My question still stands. How could anyone besides OpenAI be confident of there ...

Izkata · on June 9, 2024

Quoting GP for context:

> That happy discovery was never really a linear improvement path, though. We had an explosion of capability, but all along there have been active questions about how far the improvements would go with the current approach.

> I think the point that a lot of researchers are making is that that we're starting to see those limits (with LLMs, at least).

The kinds of limitations we're "starting to see" are largely the same as they were a year ago. People were talking about it on here back then, but now it's becoming more apparent to more people as they get used to LLMs.

For those who saw it back then, this does look like we're hitting a limit. For others, not so much.

mewpmewp2 · on June 10, 2024

I'm not sure I understand this?

How do active questions about a technology imply we are approaching a brick wall?

How could researchers without having access to the latest state of the art - by OpenAI or any other unknown companies be able to even test that we could be approaching a brick wall? It seems to me that it would take trillions to find out what the exact limit is.

It's possible that we will get diminishing returns, but I don't see how we can confidently claim or know it?

> The kinds of limitations we're "starting to see" are largely the same as they were a year ago. People were talking about it on here back then, but now it's becoming more apparent to more people as they get used to LLMs.

I don't follow. GPT-3.5 was borderline useless at reasoning. But it still seemed amazing and what I wouldn't have thought to be possible in any near future.

And then GPT-4 was a crazy advancement over that to me. And I've been using it daily since it was available, for various use-cases. Are you saying we are seeing the limitations of GPT-4 specifically?
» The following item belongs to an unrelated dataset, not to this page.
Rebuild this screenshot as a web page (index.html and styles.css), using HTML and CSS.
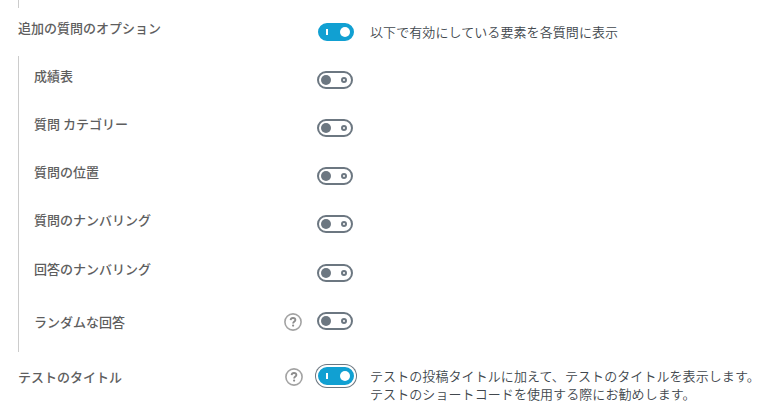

Because, sure, GPT-4 is far from AGI, but I don't see how this implies that further scaling, optimisation, training data improvements, techniques like multi modality and other potential strategies that I might not be aware of couldn't bring another explosive step?

Also the fact that GPT-4 reasoning skill hasn't been reproduced by anyone else so far seems to leave me thinking that everyone except OpenAI are clueless. Claude Opus is close, like I've said before, but not quite GPT-4 levels in specific reasoning tasks that I'm using the API for.

If you can't reproduce GPT-4, how could we trust the assessment that we have hit a limit?